Great article and great information. Some additional information:
Home solar has the potential for providing distributed power right where it is most needed to charge EV’s and run air conditioners during the day. It also takes a load off the step-up, high tension transmission, step down, local distribution system by bypassing it altogether. Any excess energy ends up transferring directly to neighbors. Unfortunately, PG&E in California has just rendered home solar economically non viable as of April 15, 2023. Before that homeowners received 30-40 cents per KWh for energy exported to the grid and paid the same for energy imported from the grid. Now homeowners receive 3-4 cents per KWh for exported energy while still paying 30-40 cents per KWh for imported energy.
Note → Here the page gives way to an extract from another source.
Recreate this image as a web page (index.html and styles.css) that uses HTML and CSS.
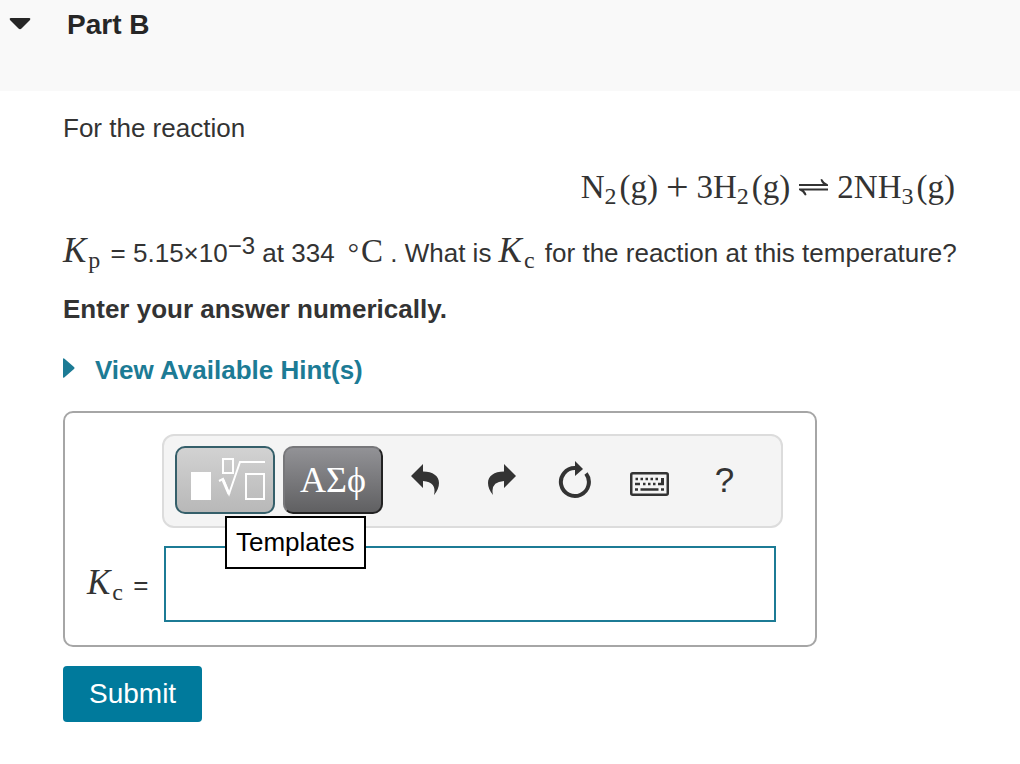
FILE: index.html
```html
<!DOCTYPE html>
<html lang="en">
<head>
<meta charset="utf-8">
<meta name="viewport" content="width=device-width, initial-scale=1">
<title>Part B</title>
<link rel="stylesheet" href="styles.css">
</head>
<body>
<header class="part-header">
  <button class="collapse" type="button" aria-label="Collapse Part B">
    <svg width="22" height="12" viewBox="0 0 22 12"><path d="M1.500 0H20.500Q22 .5 21 2L12.500 10.500Q11 12 9.500 10.500L1 2Q0 .5 1.500 0Z" fill="#262626"/></svg>
  </button>
  <h1 class="part-title">Part B</h1>
</header>
<main class="content">
  <p class="intro">For the reaction</p>
  <div class="equation">
    <span class="species">N<sub>2</sub>(g)</span>
    <span class="plus">+</span>
    <span class="species">3H<sub>2</sub>(g)</span>
    <svg class="equilibrium" role="img" aria-label="in equilibrium with" width="31" height="18" viewBox="0 0 31 18"><path d="M1 6H25Q23 4 22.500 1.500L24 1Q26 5 30 6.500V8H1ZM30 12.500H6Q8 14.500 8.500 17L7 17.500Q5 13.500 1 12V10.500H30Z" fill="#333"/></svg>
    <span class="species">2NH<sub>3</sub>(g)</span>
  </div>
  <p class="question"><span class="math"><i>K</i><sub>p</sub></span> = 5.15×10<sup>−3</sup> at 334 <span class="math unit"><span class="degree">°</span>C</span> . What is <span class="math"><i>K</i><sub>c</sub></span> for the reaction at this temperature?</p>
  <p class="instruction">Enter your answer numerically.</p>
  <a class="hints" href="#hints">
    <svg width="12" height="20" viewBox="0 0 12 20"><path d="M0 1Q0-.5 1.500.8L11 9Q12 10 11 11L1.500 19.200Q0 20.500 0 19Z" fill="#1c7b95"/></svg>
    <span>View Available Hint(s)</span>
  </a>
  <form class="answer">
    <div class="toolbar">
      <div class="tip-anchor">
        <button class="tool templates" type="button" aria-describedby="tip" aria-label="Templates">
          <svg width="80" height="46" viewBox="-5 1 80 46" fill="none" stroke="#fff" stroke-width="2"><path d="M1 16H21V44H1Z" fill="#fff" stroke="none"/><path d="M33 3H43V17H33Z"/><path d="M56 18H74V43H56Z"/><path d="M29 25L33 23L39 38L50 6H75"/><path d="M33 24L39 38" stroke-width="3"/></svg>
        </button>
        <span class="tip" id="tip" role="tooltip">Templates</span>
      </div>
      <button class="tool symbols" type="button" aria-label="Symbols">ΑΣϕ</button>
      <div class="icons">
        <button class="icon" type="button" aria-label="Undo"><svg width="28" height="32" viewBox="0 0 28 32"><path d="M0 12L12 0V7.500C22 7.500 28 12 28 19Q28 25 23 31Q26 18 12 17V24Z" fill="#333"/></svg></button>
        <button class="icon redo" type="button" aria-label="Redo"><svg width="28" height="32" viewBox="0 0 28 32"><path d="M28 12L16 0V7.500C6 7.500 0 12 0 19Q0 25 5 31Q2 18 16 17V24Z" fill="#333"/></svg></button>
        <button class="icon" type="button" aria-label="Reset"><svg width="34" height="38" viewBox="0 0 34 38"><path d="M17 7A14 14 0 1 0 28 12.500" fill="none" stroke="#333" stroke-width="4"/><path d="M17 0L25 8L17 15Z" fill="#333"/></svg></button>
        <button class="icon keyboard" type="button" aria-label="Keyboard"><svg width="39" height="24" viewBox="0 0 39 24" fill="none" stroke="#333"><rect x="1.250" y="1.250" width="36.500" height="21.500" rx="1.500" stroke-width="2.500"/><path d="M5.500 7H29" stroke-width="2.500" stroke-dasharray="2.500 2.500"/><path d="M5 12H10M13 12H15.500M18 12H20.500M23 12H25.500M28 12H34M5 17.500H8M10.500 17.500H28.500M31 17.500H34" stroke-width="2.500"/><path d="M32.500 6V13" stroke-width="3"/></svg></button>
        <button class="icon help" type="button" aria-label="Help">?</button>
      </div>
    </div>
    <label class="answer-label" for="kc"><span class="math"><i>K</i><sub>c</sub></span> =</label>
    <input class="answer-input" id="kc" type="text" autocomplete="off">
  </form>
  <button class="submit" type="button">Submit</button>
</main>
</body>
</html>
```
FILE: styles.css
```css
* { box-sizing: border-box; }
body {
  margin: 0;
  background: #fff;
  color: #333;
  font: 26px/30px "Liberation Sans", Arial, sans-serif;
}
button { padding: 0; border: 0; background: none; color: inherit; font: inherit; cursor: pointer; }
svg { display: block; flex: none; }
p { margin: 0; }
sub, sup { line-height: 0; }
.part-header {
  display: flex;
  align-items: flex-start;
  gap: 36px;
  min-height: 91px;
  padding: 9px;
  background: #f9f9f9;
  color: #262626;
}
.collapse { padding: 9px 0; }
.part-title { margin: 0; font-size: 28px; line-height: 32px; }
.content { padding: 22px 63px 40px; }
.math, .equation { font-family: "Liberation Serif", "Times New Roman", serif; font-size: 33px; }
.math i { font-size: 35px; line-height: 0; }
.math sub, .equation sub { font-size: 24px; vertical-align: -6px; }
.math sub { margin: 0 3px 0 2px; }
.equation {
  display: flex;
  justify-content: flex-end;
  align-items: center;
  gap: 8px;
  margin-top: 24px;
  padding-right: 2px;
  line-height: 40px;
}
.species sub { margin-right: 3px; }
.plus { font-size: 40px; }
.question { margin-top: 24px; line-height: 40px; }
.question sup { font-size: 24px; vertical-align: 8px; }
.unit { margin-left: 6px; }
.degree { margin-right: 2px; font-size: 28px; line-height: 0; }
.instruction { margin-top: 21px; font-weight: bold; }
.hints {
  display: flex;
  align-items: center;
  gap: 20px;
  width: fit-content;
  margin-top: 31px;
  color: #1c7b95;
  font-weight: bold;
  text-decoration: none;
}
.hints svg { margin-bottom: 4px; }
.answer {
  display: grid;
  grid-template-columns: 75px 1fr;
  row-gap: 18px;
  align-items: center;
  max-width: 754px;
  margin-top: 26px;
  padding: 21px 32px 23px 22px;
  border: 2px solid #a6a6a6;
  border-radius: 10px;
}
.toolbar {
  grid-column: 2;
  display: flex;
  gap: 8px;
  padding: 10px 11px 12px;
  border: 2px solid #dcdcdc;
  border-radius: 12px;
  background: #f4f4f4;
}
.tool {
  display: flex;
  align-items: center;
  justify-content: center;
  width: 100px;
  height: 68px;
  border: 2px solid #355f6a;
  border-radius: 10px;
  color: #fff;
}
.templates { background: linear-gradient(#d2d2d2, #b8b8b8); }
.symbols {
  border-color: #77777a #222 #222 #77777a;
  background: linear-gradient(#929296, #606062);
  font-family: "Liberation Serif", "Times New Roman", serif;
  font-size: 36px;
}
.tip-anchor { position: relative; }
.tip {
  position: absolute;
  z-index: 1;
  top: 70px;
  left: 50px;
  padding: 9px 9px 10px;
  border: 2px solid #000;
  background: #fff;
  color: #000;
}
.icons { display: flex; flex: 1; margin-left: -4px; }
.icon { display: grid; flex: 0 0 75px; place-items: center; }
.redo { padding-left: 4px; }
.keyboard { padding-top: 8px; }
.help { font-size: 35px; }
.answer-input {
  min-width: 0;
  height: 76px;
  margin: 0 7px 0 2px;
  padding: 0 16px;
  border: 2px solid #1c7b95;
  border-radius: 0;
  background: #fff;
  color: inherit;
  font: inherit;
}
.submit {
  display: block;
  margin-top: 19px;
  padding: 12px 26px;
  border-radius: 4px;
  background: #007a9c;
  color: #fff;
  font-size: 28px;
  line-height: 32px;
}
```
That means there is no longer any way for home owners to recover the $20k-30k costs of a home solar system installation. No rational homeowner looking past the slick presentations at the real costs would elect to install a solar system now.
Batteries are currently more expensive than PG&E. Consumer prices for batteries to store rooftop solar and power EV’s cost about $600 per KWh hardware and installation. A typical battery is capable of about 300-500 cycles. Even doubling that to 1000 cycles results in a cost of about 60 cents for each KWh stored over the life of the battery. That makes it cheaper to buy the energy from PG&E than store it. So batteries are presently only economically useful off grid. Or essential in rural areas as an insurance policy for powering the lights, refrigerators, and wells during blackouts, particularly during blackout during wildfires when water is critical to defend the home.
So using batteries for storage and arbitrage of home solar energy won’t make any sense for a long time. And home solar is installation is likely to grind to a halt in California, except for the 4 KW systems mandated by code in new construction.
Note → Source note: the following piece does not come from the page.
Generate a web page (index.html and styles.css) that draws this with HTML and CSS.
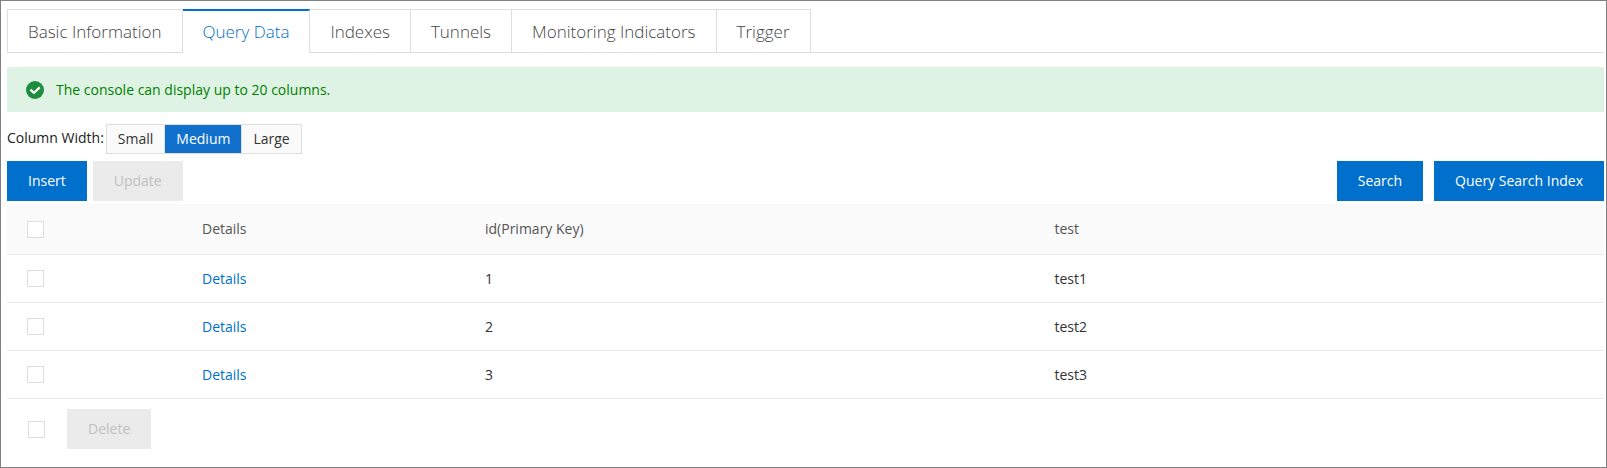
FILE: index.html
```html
<!DOCTYPE html>
<html lang="en">
<head>
    <meta charset="UTF-8">
    <meta name="viewport" content="width=device-width, initial-scale=1.0">
    <title>Query Data</title>
    <link rel="stylesheet" href="styles.css">
</head>
<body>
    <nav class="tabs">
        <a href="#basic" class="tab">Basic Information</a>
        <a href="#query" class="tab active">Query Data</a>
        <a href="#indexes" class="tab">Indexes</a>
        <a href="#tunnels" class="tab">Tunnels</a>
        <a href="#monitoring" class="tab">Monitoring Indicators</a>
        <a href="#trigger" class="tab">Trigger</a>
    </nav>

    <main>
        <div class="notice">
            <svg class="notice-icon" viewBox="0 0 18 18" aria-hidden="true">
                <circle cx="9" cy="9" r="9" fill="#1e8e3e"/>
                <path d="M4.4 8.6 L7.9 11.8 L13.8 6.4" fill="none" stroke="#fff" stroke-width="2.2"/>
            </svg>
            <p>The console can display up to 20 columns.</p>
        </div>

        <div class="width-row">
            <span class="width-label" id="width-label">Column Width:</span>
            <div class="width-group" role="group" aria-labelledby="width-label">
                <button type="button" class="width-btn">Small</button>
                <button type="button" class="width-btn active">Medium</button>
                <button type="button" class="width-btn">Large</button>
            </div>
        </div>

        <div class="toolbar">
            <div class="toolbar-left">
                <button type="button" class="btn">Insert</button>
                <button type="button" class="btn" disabled>Update</button>
            </div>
            <div class="toolbar-right">
                <button type="button" class="btn">Search</button>
                <button type="button" class="btn">Query Search Index</button>
            </div>
        </div>

        <table class="data-table">
            <colgroup>
                <col class="col-check">
                <col class="col-details">
                <col>
                <col>
            </colgroup>
            <thead>
                <tr>
                    <th><input type="checkbox" class="check" aria-label="Select all"></th>
                    <th>Details</th>
                    <th>id(Primary Key)</th>
                    <th>test</th>
                </tr>
            </thead>
            <tbody>
                <tr>
                    <td><input type="checkbox" class="check" aria-label="Select row 1"></td>
                    <td><a href="#row-1">Details</a></td>
                    <td>1</td>
                    <td>test1</td>
                </tr>
                <tr>
                    <td><input type="checkbox" class="check" aria-label="Select row 2"></td>
                    <td><a href="#row-2">Details</a></td>
                    <td>2</td>
                    <td>test2</td>
                </tr>
                <tr>
                    <td><input type="checkbox" class="check" aria-label="Select row 3"></td>
                    <td><a href="#row-3">Details</a></td>
                    <td>3</td>
                    <td>test3</td>
                </tr>
            </tbody>
        </table>

        <div class="table-footer">
            <input type="checkbox" class="check" aria-label="Select all rows">
            <button type="button" class="btn" disabled>Delete</button>
        </div>
    </main>
</body>
</html>
```

FILE: styles.css
```css
* {
    margin: 0;
    padding: 0;
    box-sizing: border-box;
}

body {
    min-height: 100vh;
    padding: 8px 2px 18px 6px;
    border: 1px solid #808080;
    background: #fff;
    color: #333;
    font-family: 'Segoe UI', 'Open Sans', sans-serif;
    font-size: 14px;
    line-height: 20px;
}

a {
    color: #0070cc;
    text-decoration: none;
}

button {
    font: inherit;
    cursor: pointer;
}

/* tabs */
.tabs {
    display: flex;
    border-bottom: 1px solid #dedede;
}

.tab {
    height: 43px;
    padding: 0 20px;
    border-top: 1px solid #dedede;
    border-right: 1px solid #dedede;
    color: #444;
    font-size: 17px;
    font-weight: 350;
    line-height: 43px;
}

.tab:first-child {
    border-left: 1px solid #dedede;
}

.tab.active {
    margin-bottom: -1px;
    border-top: 2px solid #0070cc;
    background: #fff;
    color: #0070cc;
    height: 44px;
    line-height: 41px;
}

/* notice */
.notice {
    display: flex;
    align-items: center;
    gap: 12px;
    height: 45px;
    margin-top: 14px;
    padding: 0 19px;
    background: #dff3e4;
    color: #008000;
}

.notice-icon {
    width: 18px;
    height: 18px;
}

/* column width */
.width-row {
    display: flex;
    gap: 2px;
    margin-top: 12px;
}

.width-label {
    color: #222;
    line-height: 28px;
}

.width-group {
    display: flex;
    border: 1px solid #dedede;
}

.width-btn {
    height: 28px;
    padding: 0 11px;
    border: none;
    border-right: 1px solid #dedede;
    background: #fafafa;
    color: #333;
}

.width-btn:last-child {
    border-right: none;
}

.width-btn.active {
    background: #1070cc;
    color: #fff;
}

/* buttons */
.toolbar {
    display: flex;
    justify-content: space-between;
    margin: 7px 0 3px;
}

.toolbar-left {
    display: flex;
    gap: 6px;
}

.toolbar-right {
    display: flex;
    gap: 11px;
}

.btn {
    height: 40px;
    padding: 0 21px;
    border: none;
    background: #0070cc;
    color: #fff;
}

.btn:disabled {
    background: #ebebeb;
    color: #c1c1c1;
    cursor: not-allowed;
}

/* table */
.data-table {
    width: 100%;
    table-layout: fixed;
    border-collapse: separate;
    border-spacing: 0;
}

.col-check {
    width: 175px;
}

.col-details {
    width: 283px;
}

.data-table th,
.data-table td {
    height: 48px;
    padding: 0 20px;
    border-bottom: 1px solid #ebebeb;
    text-align: left;
    vertical-align: middle;
}

.data-table th {
    height: 51px;
    background: #fafafa;
    color: #555;
    font-weight: normal;
}

.check {
    display: block;
    width: 17px;
    height: 17px;
    appearance: none;
    border: 1px solid #dedede;
    background: #fff;
}

.check:checked {
    background: #0070cc;
}

.table-footer {
    display: flex;
    align-items: center;
    gap: 22px;
    margin-top: 10px;
    padding-left: 21px;
}
```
@thomasrepik2799 almost 2 years ago

Well written! What is the status of improving electrical transmission capability via replacing existing conductors with high tech designs capable of carrying more current? The designs exist, and would allow increased capacity using existing infrastructure (i.e., current rights of way, towers, etc.). This has been a tested and proven improvement but not sure why it hasn't been pursued on a large scale.

@turnbullr67 almost 2 years ago

Wasn't aware of how much legislation and red tape was holding up modernizing the grid.